--- START OF Dataset content ---

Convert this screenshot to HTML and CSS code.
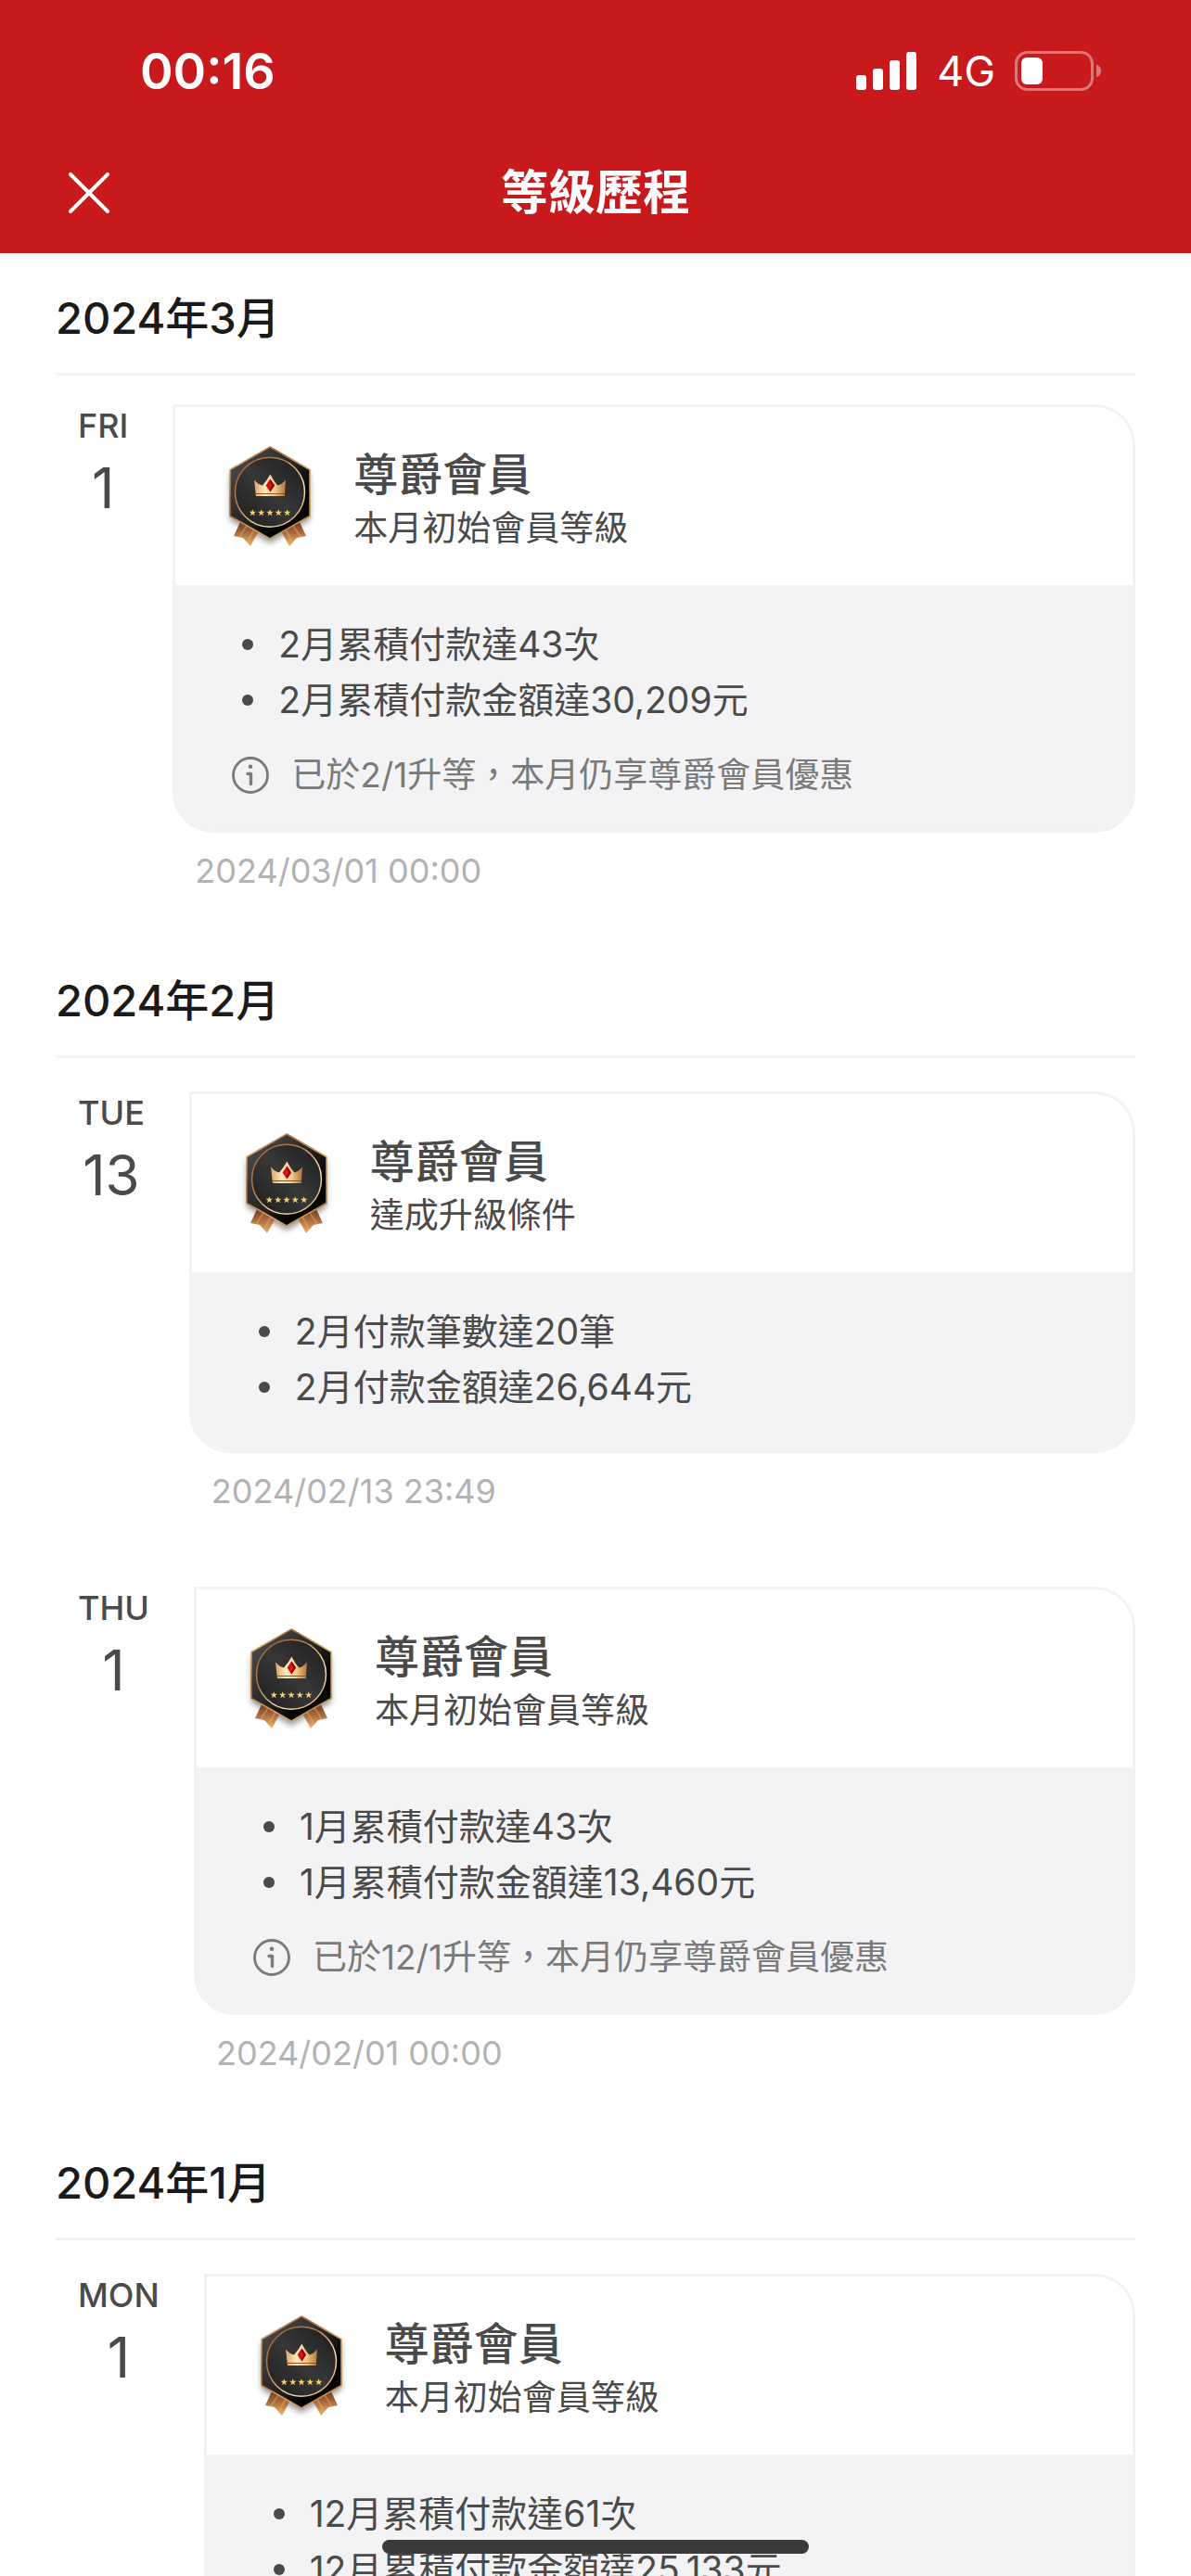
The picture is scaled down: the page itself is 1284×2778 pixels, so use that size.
FILE: index.html
```html
<!DOCTYPE html>
<html lang="zh-Hant">
<head>
  <meta charset="UTF-8">
  <meta name="viewport" content="width=device-width, initial-scale=1">
  <title>等級歷程</title>
  <link rel="stylesheet" href="styles.css">
</head>
<body>

  <!-- Shared symbols -->
  <svg class="symbols" aria-hidden="true">
    <defs>
      <linearGradient id="gold" x1="0" y1="0" x2="1" y2="1">
        <stop offset="0" stop-color="#f3cf94"/>
        <stop offset="0.3" stop-color="#a8672f"/>
        <stop offset="0.6" stop-color="#d9a863"/>
        <stop offset="1" stop-color="#b87a3c"/>
      </linearGradient>
      <linearGradient id="ring" x1="0" y1="0" x2="1" y2="1">
        <stop offset="0" stop-color="#9c5f2c"/>
        <stop offset="0.35" stop-color="#b87f4a"/>
        <stop offset="0.7" stop-color="#fbe3b4"/>
        <stop offset="1" stop-color="#c08a4e"/>
      </linearGradient>
      <linearGradient id="dark" x1="0" y1="0" x2="1" y2="1">
        <stop offset="0.1" stop-color="#4a4a4a"/>
        <stop offset="0.5" stop-color="#242424"/>
        <stop offset="0.75" stop-color="#000000"/>
        <stop offset="1" stop-color="#1a1a1a"/>
      </linearGradient>
      <linearGradient id="disc" x1="1" y1="0" x2="0" y2="1">
        <stop offset="0" stop-color="#1c1c1c"/>
        <stop offset="0.5" stop-color="#373737"/>
        <stop offset="1" stop-color="#1d1d1d"/>
      </linearGradient>
      <linearGradient id="crown" x1="0" y1="0" x2="1" y2="0">
        <stop offset="0" stop-color="#d9a768"/>
        <stop offset="0.35" stop-color="#ffe9bd"/>
        <stop offset="0.65" stop-color="#f3cd90"/>
        <stop offset="1" stop-color="#b0743c"/>
      </linearGradient>
      <linearGradient id="ribbon" x1="0" y1="0" x2="0" y2="1">
        <stop offset="0.1" stop-color="#7e4527"/>
        <stop offset="0.5" stop-color="#b07142"/>
        <stop offset="1" stop-color="#ecb768"/>
      </linearGradient>
      <filter id="shadow" x="-20%" y="-20%" width="140%" height="140%">
        <feGaussianBlur stdDeviation="3"/>
      </filter>
      <path id="star" d="M0-3.8 1-1.2 3.7-1.2 1.5.5 2.3 3.2 0 1.6-2.3 3.2-1.5.5-3.7-1.2-1-1.2Z"/>
    </defs>
    <symbol id="badge" viewBox="0 0 102 120">
      <path d="M51 12 94 36V86L51 111 8 86V36Z" fill="#000" opacity="0.4" filter="url(#shadow)"/>
      <path d="M19 88 12 103 22 105 30 114 39 98Z" fill="url(#ribbon)"/>
      <path d="M83 88 90 103 80 105 72 114 63 98Z" fill="url(#ribbon)"/>
      <path d="M26 92 18 104M34 96 27 109M76 92 84 104M68 96 75 109" stroke="#e9b273" stroke-width="2" opacity="0.4"/>
      <path d="M51 7 94 31.500V81.500L51 106 8 81.500V31.500Z" fill="url(#dark)" stroke="url(#gold)" stroke-width="1.500"/>
      <circle cx="51" cy="55.700" r="37.500" fill="url(#disc)" stroke="url(#ring)" stroke-width="1.500"/>
      <path d="M34 42.500C37 46 40 48 43 48.500 46 45 49 41 51.300 36.500 54 41 56 45 59.500 48.500 62 48 65 46 68 42.500L66.800 60H36Z" fill="url(#crown)"/>
      <path d="M35.800 57.500H66.900" stroke="#8f5526" stroke-width="1"/>
      <path d="M51.300 41.500 56 48.500 51.300 55.500 46.600 48.500Z" fill="#d30d12"/>
      <path d="M51.300 41.500 56 48.500 51.300 55.500Z" fill="#970408"/>
      <path d="M51.300 45.500 53 48.500 51.300 51.500 49.600 48.500Z" fill="#e01a1e"/>
      <g fill="#f8cf6b">
        <use href="#star" x="32.300" y="78"/>
        <use href="#star" x="41.700" y="78"/>
        <use href="#star" x="51" y="78"/>
        <use href="#star" x="60.300" y="78"/>
        <use href="#star" x="69.700" y="78"/>
      </g>
    </symbol>
    <symbol id="info" viewBox="0 0 40 40">
      <circle cx="20" cy="20" r="18.500" fill="none" stroke="currentColor" stroke-width="2.800"/>
      <circle cx="20" cy="10.800" r="2.300" fill="currentColor"/>
      <path d="M17 18.500H20.500V29.500" fill="none" stroke="currentColor" stroke-width="3.400" stroke-linecap="round" stroke-linejoin="round"/>
    </symbol>
  </svg>

  <div class="app">
    <header class="header">
      <div class="status-bar">
        <span class="time">00:16</span>
        <div class="status-icons">
          <svg class="signal" viewBox="0 0 66 42" aria-hidden="true">
            <rect x="0" y="25" width="11" height="16" rx="3"/>
            <rect x="18" y="18" width="11" height="23" rx="3"/>
            <rect x="36" y="9" width="11" height="32" rx="3"/>
            <rect x="54" y="0" width="11" height="41" rx="3"/>
          </svg>
          <span class="network">4G</span>
          <svg class="battery" viewBox="0 0 94 44" aria-hidden="true">
            <rect x="1.500" y="1.500" width="82" height="40" rx="12" fill="none" stroke="#fff" stroke-opacity="0.4" stroke-width="3"/>
            <path d="M88 14.500C95 17.500 95 25.500 88 28.500Z" fill="#fff" fill-opacity="0.4"/>
            <rect x="7" y="7" width="23" height="29" rx="6" fill="#fff"/>
          </svg>
        </div>
      </div>
      <div class="nav-bar">
        <button class="close-btn" type="button" aria-label="關閉">
          <svg viewBox="0 0 44 44" aria-hidden="true">
            <path d="M2 2 42 42M42 2 2 42"/>
          </svg>
        </button>
        <h1>等級歷程</h1>
      </div>
    </header>

    <main class="history">
      <section class="month">
        <h2>2024年3月</h2>
        <div class="entries">
          <article class="entry">
            <div class="day">
              <span class="weekday">FRI</span>
              <span class="date">1</span>
            </div>
            <div class="content">
              <div class="card">
                <div class="card-header">
                  <svg class="badge" aria-hidden="true"><use href="#badge"/></svg>
                  <div>
                    <h3>尊爵會員</h3>
                    <p class="reason">本月初始會員等級</p>
                  </div>
                </div>
                <div class="card-body">
                  <ul>
                    <li>2月累積付款達43次</li>
                    <li>2月累積付款金額達30,209元</li>
                  </ul>
                  <p class="note">
                    <svg class="info" aria-hidden="true"><use href="#info"/></svg>
                    已於2/1升等，本月仍享尊爵會員優惠
                  </p>
                </div>
              </div>
              <time class="timestamp">2024/03/01 00:00</time>
            </div>
          </article>
        </div>
      </section>

      <section class="month">
        <h2>2024年2月</h2>
        <div class="entries">
          <article class="entry">
            <div class="day">
              <span class="weekday">TUE</span>
              <span class="date">13</span>
            </div>
            <div class="content">
              <div class="card">
                <div class="card-header">
                  <svg class="badge" aria-hidden="true"><use href="#badge"/></svg>
                  <div>
                    <h3>尊爵會員</h3>
                    <p class="reason">達成升級條件</p>
                  </div>
                </div>
                <div class="card-body">
                  <ul>
                    <li>2月付款筆數達20筆</li>
                    <li>2月付款金額達26,644元</li>
                  </ul>
                </div>
              </div>
              <time class="timestamp">2024/02/13 23:49</time>
            </div>
          </article>

          <article class="entry">
            <div class="day">
              <span class="weekday">THU</span>
              <span class="date">1</span>
            </div>
            <div class="content">
              <div class="card">
                <div class="card-header">
                  <svg class="badge" aria-hidden="true"><use href="#badge"/></svg>
                  <div>
                    <h3>尊爵會員</h3>
                    <p class="reason">本月初始會員等級</p>
                  </div>
                </div>
                <div class="card-body">
                  <ul>
                    <li>1月累積付款達43次</li>
                    <li>1月累積付款金額達13,460元</li>
                  </ul>
                  <p class="note">
                    <svg class="info" aria-hidden="true"><use href="#info"/></svg>
                    已於12/1升等，本月仍享尊爵會員優惠
                  </p>
                </div>
              </div>
              <time class="timestamp">2024/02/01 00:00</time>
            </div>
          </article>
        </div>
      </section>

      <section class="month">
        <h2>2024年1月</h2>
        <div class="entries">
          <article class="entry">
            <div class="day">
              <span class="weekday">MON</span>
              <span class="date">1</span>
            </div>
            <div class="content">
              <div class="card">
                <div class="card-header">
                  <svg class="badge" aria-hidden="true"><use href="#badge"/></svg>
                  <div>
                    <h3>尊爵會員</h3>
                    <p class="reason">本月初始會員等級</p>
                  </div>
                </div>
                <div class="card-body">
                  <ul>
                    <li>12月累積付款達61次</li>
                    <li>12月累積付款金額達25,133元</li>
                  </ul>
                </div>
              </div>
            </div>
          </article>
        </div>
      </section>
    </main>
  </div>

  <div class="home-indicator"></div>

</body>
</html>
```
FILE: styles.css
```css
* {
  box-sizing: border-box;
}
body {
  margin: 0;
  font-family: Inter, "Noto Sans CJK TC", sans-serif;
  background-color: #fff;
  color: #4a4a4a;
}
h1, h2, h3, p, ul {
  margin: 0;
  padding: 0;
  font-weight: 400;
}
.symbols {
  position: absolute;
  width: 0;
  height: 0;
}
.app {
  display: flex;
  flex-direction: column;
  height: 100vh;
}

/* Header */
.header {
  flex: none;
  background-color: #c8191c;
  color: #fff;
}
.status-bar {
  display: flex;
  justify-content: space-between;
  align-items: center;
  padding: 47px 96px 0 151px;
}
.time {
  font-size: 54px;
  font-weight: 600;
  line-height: 60px;
}
.status-icons {
  display: flex;
  align-items: center;
  gap: 21px;
}
.signal {
  width: 66px;
  height: 42px;
  fill: #fff;
}
.network {
  font-size: 45px;
  font-weight: 400;
  line-height: 60px;
}
.battery {
  width: 94px;
  height: 44px;
}
.nav-bar {
  display: grid;
  grid-template-columns: 44px 1fr 44px;
  align-items: center;
  padding: 61px 74px 25px;
}
.close-btn {
  padding: 0;
  border: none;
  background: none;
  cursor: pointer;
}
.close-btn svg {
  display: block;
  width: 44px;
  height: 44px;
  fill: none;
  stroke: #fff;
  stroke-width: 4;
  stroke-linecap: round;
}
h1 {
  font-size: 51px;
  font-weight: 700;
  line-height: 80px;
  text-align: center;
}

/* Month groups */
.history {
  flex: 1;
  min-height: 0;
  overflow-y: auto;
  scrollbar-width: none;
}
.month {
  padding: 40px 60px 46px;
}
h2 {
  padding-bottom: 29px;
  border-bottom: 3px solid #f2f2f2;
  color: #1a1a1a;
  font-size: 47px;
  font-weight: 500;
  line-height: 60px;
}
.entries {
  display: flex;
  flex-direction: column;
  gap: 79px;
  padding-top: 36px;
}
.month:first-child .entries {
  padding-top: 31px;
}
.entry {
  display: flex;
  gap: 48px;
  padding-left: 24px;
}
.day {
  display: flex;
  flex-direction: column;
  align-items: center;
  gap: 8px;
}
.weekday {
  font-size: 36px;
  font-weight: 500;
  line-height: 46px;
}
.date {
  font-size: 60px;
  line-height: 72px;
}
.content {
  flex: 1;
}

/* Card */
.card {
  border: 3px solid #f2f2f2;
  border-radius: 0 44px 44px 44px;
  overflow: hidden;
}
.card-header {
  display: flex;
  align-items: center;
  gap: 39px;
  min-height: 192px;
  padding-left: 51px;
}
.badge {
  width: 102px;
  height: 120px;
}
h3 {
  font-size: 48px;
  font-weight: 500;
  line-height: 70px;
}
.reason {
  font-size: 37px;
  line-height: 46px;
}
.card-body {
  padding: 34px 61px 38px;
  background-color: #f3f3f6;
}
ul {
  list-style: none;
}
li {
  display: flex;
  align-items: center;
  gap: 27px;
  padding-left: 11px;
  font-size: 39px;
  line-height: 60px;
}
li::before {
  content: "";
  width: 12px;
  height: 12px;
  border-radius: 50%;
  background-color: #4a4a4a;
}
.note {
  display: flex;
  align-items: center;
  gap: 24px;
  margin-top: 30px;
  color: #7a7a7a;
  font-size: 37px;
  line-height: 42px;
}
.info {
  width: 40px;
  height: 40px;
}
.timestamp {
  display: block;
  margin-top: 17px;
  padding-left: 24px;
  color: #b2b2b2;
  font-size: 36px;
  line-height: 48px;
}

.home-indicator {
  position: fixed;
  bottom: 24px;
  left: 50%;
  width: 460px;
  height: 15px;
  margin-left: -230px;
  border-radius: 8px;
  background-color: #3a3a3a;
}
```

--- END OF Dataset content ---

— Task goal —
Identify the lines that hold the word "size". Copy every one of them.

— Task answer —
The picture is scaled down: the page itself is 1284×2778 pixels, so use that size.
  font-size: 54px;
  font-size: 45px;
  font-size: 51px;
  font-size: 47px;
  font-size: 36px;
  font-size: 60px;
  font-size: 48px;
  font-size: 37px;
  font-size: 39px;
  font-size: 37px;
  font-size: 36px;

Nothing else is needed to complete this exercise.